PORTLAND, Me. — When the woman called in hysterics and said a huge rat had crawled out of her toilet and run up her back, health officer John Vandoloski went looking for the tell-tale signs he knows so well.
He grew skeptical when he found no nibble marks, no trail of food or any other sign of a rodent at the woman's home.
Then he poked the clothes hamper.
A 10-inch rat with a stomach the size of a coffee mug burst out and raced across the room, where he cornered it and squeezed it to death with a broom handle.
'Size of Small Cats'
Vandoloski must contend with thousands of rats, some "the size of small cats," which live under wharfs and abandoned buildings on the waterfront and in the sewer system. Calls for help have declined from 700 in 1974 to about 40 last year, but Vandoloski says he sees no sign of the rat population shrinking.
"There may be 10,000, there may be 20,000," he said. "It's impossible to poison them all."

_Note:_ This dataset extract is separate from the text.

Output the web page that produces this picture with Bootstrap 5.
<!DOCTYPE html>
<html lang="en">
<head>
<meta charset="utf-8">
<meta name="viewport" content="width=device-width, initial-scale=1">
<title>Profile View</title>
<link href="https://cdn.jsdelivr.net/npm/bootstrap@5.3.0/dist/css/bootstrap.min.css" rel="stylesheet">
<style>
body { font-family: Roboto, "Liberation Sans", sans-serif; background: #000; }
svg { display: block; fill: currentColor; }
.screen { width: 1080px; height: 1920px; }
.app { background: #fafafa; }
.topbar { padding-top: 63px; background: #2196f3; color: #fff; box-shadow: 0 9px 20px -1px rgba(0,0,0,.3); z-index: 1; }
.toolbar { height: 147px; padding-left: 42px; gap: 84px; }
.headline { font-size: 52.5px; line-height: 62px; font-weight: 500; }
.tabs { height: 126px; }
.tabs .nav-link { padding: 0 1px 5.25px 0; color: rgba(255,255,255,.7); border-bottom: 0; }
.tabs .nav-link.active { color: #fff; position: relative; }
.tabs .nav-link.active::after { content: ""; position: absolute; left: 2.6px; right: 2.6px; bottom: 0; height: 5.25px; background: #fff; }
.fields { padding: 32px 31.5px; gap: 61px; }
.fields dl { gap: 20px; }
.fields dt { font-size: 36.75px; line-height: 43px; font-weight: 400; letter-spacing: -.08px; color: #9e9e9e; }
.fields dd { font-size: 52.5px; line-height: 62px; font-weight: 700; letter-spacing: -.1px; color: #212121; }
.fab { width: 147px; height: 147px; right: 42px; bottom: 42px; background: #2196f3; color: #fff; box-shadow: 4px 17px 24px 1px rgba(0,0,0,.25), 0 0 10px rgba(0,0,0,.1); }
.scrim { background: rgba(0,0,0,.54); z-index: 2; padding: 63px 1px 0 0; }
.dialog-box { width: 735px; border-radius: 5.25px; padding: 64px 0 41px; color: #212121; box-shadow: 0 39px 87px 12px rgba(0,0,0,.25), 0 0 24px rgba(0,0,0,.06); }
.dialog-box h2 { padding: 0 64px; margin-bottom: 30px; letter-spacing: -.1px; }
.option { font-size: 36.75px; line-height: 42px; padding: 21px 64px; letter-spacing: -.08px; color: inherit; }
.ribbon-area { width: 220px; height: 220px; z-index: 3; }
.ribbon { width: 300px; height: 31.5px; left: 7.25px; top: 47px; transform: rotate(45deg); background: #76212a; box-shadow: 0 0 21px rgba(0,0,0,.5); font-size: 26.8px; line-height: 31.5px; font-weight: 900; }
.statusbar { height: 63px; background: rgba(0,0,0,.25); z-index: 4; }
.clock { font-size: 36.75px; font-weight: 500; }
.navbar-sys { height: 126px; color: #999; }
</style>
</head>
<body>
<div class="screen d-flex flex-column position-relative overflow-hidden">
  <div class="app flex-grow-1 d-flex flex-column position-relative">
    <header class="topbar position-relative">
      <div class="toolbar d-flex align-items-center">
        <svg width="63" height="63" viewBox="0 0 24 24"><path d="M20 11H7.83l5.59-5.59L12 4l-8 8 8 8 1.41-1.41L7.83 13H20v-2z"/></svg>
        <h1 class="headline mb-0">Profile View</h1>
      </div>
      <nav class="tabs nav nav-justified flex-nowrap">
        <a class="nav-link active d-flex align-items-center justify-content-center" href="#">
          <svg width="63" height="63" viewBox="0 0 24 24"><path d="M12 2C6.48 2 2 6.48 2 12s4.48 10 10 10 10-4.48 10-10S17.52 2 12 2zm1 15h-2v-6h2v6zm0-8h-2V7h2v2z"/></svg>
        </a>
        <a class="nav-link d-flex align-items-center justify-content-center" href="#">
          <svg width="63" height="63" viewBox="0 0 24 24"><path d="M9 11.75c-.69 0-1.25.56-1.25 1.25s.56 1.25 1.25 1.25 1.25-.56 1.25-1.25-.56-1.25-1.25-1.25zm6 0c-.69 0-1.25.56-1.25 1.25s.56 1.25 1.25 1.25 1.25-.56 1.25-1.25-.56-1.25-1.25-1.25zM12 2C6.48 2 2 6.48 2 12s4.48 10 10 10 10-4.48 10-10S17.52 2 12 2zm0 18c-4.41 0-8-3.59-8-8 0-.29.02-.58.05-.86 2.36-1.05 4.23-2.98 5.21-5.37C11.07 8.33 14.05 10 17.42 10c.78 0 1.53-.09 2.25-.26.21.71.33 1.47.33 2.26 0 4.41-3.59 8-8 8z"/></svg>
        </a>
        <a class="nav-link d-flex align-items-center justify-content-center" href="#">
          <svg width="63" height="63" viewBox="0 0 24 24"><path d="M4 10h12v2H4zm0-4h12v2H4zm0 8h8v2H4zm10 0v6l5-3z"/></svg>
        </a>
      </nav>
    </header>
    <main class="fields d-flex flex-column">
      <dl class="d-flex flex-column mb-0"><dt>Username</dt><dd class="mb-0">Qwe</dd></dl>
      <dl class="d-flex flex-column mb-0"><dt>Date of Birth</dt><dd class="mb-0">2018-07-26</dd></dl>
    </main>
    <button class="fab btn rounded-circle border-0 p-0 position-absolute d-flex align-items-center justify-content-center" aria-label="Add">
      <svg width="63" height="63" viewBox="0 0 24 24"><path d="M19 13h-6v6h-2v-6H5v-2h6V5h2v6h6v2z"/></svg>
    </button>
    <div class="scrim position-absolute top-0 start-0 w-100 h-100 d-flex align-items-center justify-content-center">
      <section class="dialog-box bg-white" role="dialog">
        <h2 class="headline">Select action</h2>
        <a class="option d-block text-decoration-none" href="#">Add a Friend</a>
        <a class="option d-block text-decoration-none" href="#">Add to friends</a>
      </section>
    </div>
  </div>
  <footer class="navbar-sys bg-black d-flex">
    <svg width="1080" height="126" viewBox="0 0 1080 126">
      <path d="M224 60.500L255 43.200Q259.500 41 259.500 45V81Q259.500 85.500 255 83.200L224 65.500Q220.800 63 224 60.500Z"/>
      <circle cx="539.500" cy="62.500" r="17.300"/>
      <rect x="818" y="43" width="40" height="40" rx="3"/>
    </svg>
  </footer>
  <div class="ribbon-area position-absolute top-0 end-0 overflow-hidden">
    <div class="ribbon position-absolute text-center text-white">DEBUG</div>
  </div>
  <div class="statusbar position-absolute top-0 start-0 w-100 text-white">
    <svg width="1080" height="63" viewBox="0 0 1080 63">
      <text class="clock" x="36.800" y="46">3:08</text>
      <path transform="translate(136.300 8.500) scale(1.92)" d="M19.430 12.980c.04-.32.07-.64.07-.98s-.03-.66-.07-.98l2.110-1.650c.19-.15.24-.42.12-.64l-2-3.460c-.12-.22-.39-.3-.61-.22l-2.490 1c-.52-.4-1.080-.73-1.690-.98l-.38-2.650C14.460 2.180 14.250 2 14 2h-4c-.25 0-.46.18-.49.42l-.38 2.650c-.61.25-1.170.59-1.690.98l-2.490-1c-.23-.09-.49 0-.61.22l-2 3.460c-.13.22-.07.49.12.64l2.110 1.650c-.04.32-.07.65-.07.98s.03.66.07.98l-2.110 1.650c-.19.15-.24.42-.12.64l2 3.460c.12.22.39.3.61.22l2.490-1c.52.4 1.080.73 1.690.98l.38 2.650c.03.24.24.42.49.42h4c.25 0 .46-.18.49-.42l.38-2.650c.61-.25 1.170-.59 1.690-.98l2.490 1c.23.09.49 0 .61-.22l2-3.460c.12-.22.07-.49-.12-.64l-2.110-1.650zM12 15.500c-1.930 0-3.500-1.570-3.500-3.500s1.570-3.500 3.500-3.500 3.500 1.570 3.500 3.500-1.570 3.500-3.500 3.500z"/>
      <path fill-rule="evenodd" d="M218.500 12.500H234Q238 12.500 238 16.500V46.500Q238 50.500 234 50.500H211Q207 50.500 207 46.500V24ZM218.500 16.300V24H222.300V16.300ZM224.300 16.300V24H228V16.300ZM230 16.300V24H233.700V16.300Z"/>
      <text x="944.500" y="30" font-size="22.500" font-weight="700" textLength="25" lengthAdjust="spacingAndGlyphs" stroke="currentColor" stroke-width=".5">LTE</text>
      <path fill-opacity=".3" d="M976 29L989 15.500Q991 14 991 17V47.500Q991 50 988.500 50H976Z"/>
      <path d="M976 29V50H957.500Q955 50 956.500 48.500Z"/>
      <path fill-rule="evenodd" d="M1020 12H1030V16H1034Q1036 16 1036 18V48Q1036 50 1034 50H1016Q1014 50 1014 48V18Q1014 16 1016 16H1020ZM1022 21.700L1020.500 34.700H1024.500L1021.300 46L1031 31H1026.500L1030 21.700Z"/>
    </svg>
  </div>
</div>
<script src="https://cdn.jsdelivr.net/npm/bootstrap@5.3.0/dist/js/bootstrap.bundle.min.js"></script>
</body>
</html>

They are called Norway rats because they migrated to America from Europe with settlers 150 years ago. Generations have stayed on the waterfront, where fish processors and restaurants are sources of food.

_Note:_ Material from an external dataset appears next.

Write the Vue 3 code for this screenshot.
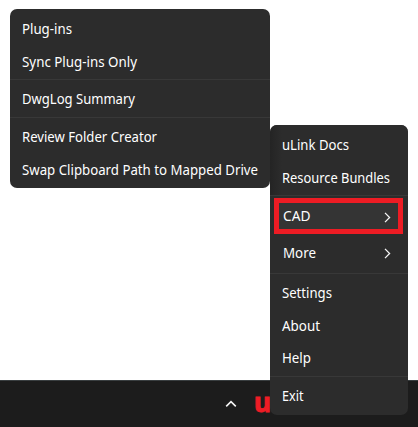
<script setup>
const toolMenu = [
  [{ label: 'Plug-ins', w: 50 }, { label: 'Sync Plug-ins Only', w: 115 }],
  [{ label: 'DwgLog Summary', w: 113 }],
  [{ label: 'Review Folder Creator', w: 135 }, { label: 'Swap Clipboard Path to Mapped Drive', w: 236 }]
]
const mainMenu = [
  { name: 'links', items: [{ label: 'uLink Docs', w: 67 }, { label: 'Resource Bundles', w: 108 }] },
  { name: 'more', items: [{ label: 'CAD', w: 27.5, sub: true, active: true }, { label: 'More', w: 33, sub: true }] },
  { name: 'app', items: [{ label: 'Settings', w: 50 }, { label: 'About', w: 38 }, { label: 'Help', w: 29 }] },
  { name: 'exit', items: [{ label: 'Exit', w: 21.5 }] }
]
</script>

<template>
  <div class="desktop">
    <div class="wallpaper"></div>
    <footer class="taskbar">
      <svg class="chevron-up" width="12" height="8" viewBox="0 0 12 8">
        <path d="M1.2 6.4 6 1.6l4.8 4.8" />
      </svg>
      <span class="logo">u</span>
    </footer>

    <nav class="menu tools">
      <div v-for="(group, g) in toolMenu" :key="g" class="group">
        <div v-for="item in group" :key="item.label" class="item">
          <svg class="label" width="240" height="20">
            <text x="0" y="15" :textLength="item.w" lengthAdjust="spacingAndGlyphs">{{ item.label }}</text>
          </svg>
        </div>
      </div>
    </nav>

    <nav class="menu main">
      <div v-for="group in mainMenu" :key="group.name" class="group" :class="group.name">
        <div v-for="item in group.items" :key="item.label" class="item" :class="{ active: item.active, sub: item.sub }">
          <svg class="label" width="110" height="20">
            <text x="0" y="15" :textLength="item.w" lengthAdjust="spacingAndGlyphs">{{ item.label }}</text>
          </svg>
          <svg v-if="item.sub" class="arrow" width="7" height="11" viewBox="0 0 7 11">
            <path d="M1 .9 5.6 5.5 1 10.1" />
          </svg>
        </div>
      </div>
    </nav>
  </div>
</template>

<style>
body { margin: 0; background: #fff; }
</style>

<style scoped>
.desktop {
  position: relative;
  display: flex;
  flex-direction: column;
  width: 418px;
  height: 427px;
  overflow: hidden;
  background: #fff;
  font-family: "Noto Sans", "Open Sans", sans-serif;
}
.wallpaper { flex: 1; }
.taskbar {
  box-sizing: border-box;
  display: flex;
  align-items: center;
  height: 47px;
  padding-left: 225px;
  border-top: 1px solid #393e40;
  background: #1c1c1c;
}
.chevron-up { fill: none; stroke: #f4f4f4; stroke-width: 1.6; }
.logo {
  margin: -4px 0 0 17px;
  color: #ee1c25;
  font: 700 26px/32px "Noto Sans", sans-serif;
  -webkit-text-stroke: .9px #ee1c25;
}
.menu {
  position: absolute;
  box-sizing: border-box;
  background: #2c2c2c;
  border-radius: 7px;
}
.tools { left: 10px; top: 9px; width: 260px; height: 179px; }
.main {
  left: 270px;
  top: 125px;
  width: 138px;
  height: 290px;
  overflow: hidden;
}
.group { box-sizing: border-box; padding: 4px 0 0; }
.group + .group { padding: 3px 0 1px; border-top: 1px solid #383838; }
.item {
  box-sizing: border-box;
  display: flex;
  align-items: flex-start;
  height: 33px;
  padding: 6px 0 0 12px;
}
.label { flex: none; display: block; overflow: visible; }
.label text { fill: #fff; font-size: 14px; }
.links {
  height: 70px;
  background: linear-gradient(90deg, #242424, #2c2c2c 12px);
}
.group + .more { height: 78px; padding-top: 2px; }
.more .item { height: 38px; padding: 9px 0 0 13px; }
.more .item.active {
  width: 129px;
  height: 36px;
  margin-left: 4px;
  padding: 3px 0 0 4px;
  border: 5px solid #ed1c24;
  background: #343434;
}
.sub .label { width: 101px; }
.arrow { margin-top: 6px; fill: none; stroke: #f4f4f4; stroke-width: 1.3; }
.sub:not(.active) .arrow { margin-top: 5px; }
.group.app { height: 103px; }
.app .item:last-child { padding-top: 5px; }
</style>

"They're very versatile," said William Shook of the state Bureau of Health. "They can gnaw through concrete, they can swim underwater for long distances" and can survive a variety of weather conditions.
"They are able to nest in places where heat and fire can't get to them."
Other coastal cities in Maine deny having a rat problem, but Shook says it is unlikely they are without rats. Any community with a public sewer system is apt to have some, he said, but they are more common in waterfront communities because of the fishing industry and warehouses.
"You can't eliminate rats," he said. "It's impossible."
And migration is enough of a problem that the city refuses to issue a construction permit for waterfront condominiums until a pest control company submits a plan showing that the rats will not be driven to another area.
Vandoloski's department has turned to an arsenal of poisons in a seemingly endless battle to reduce their numbers.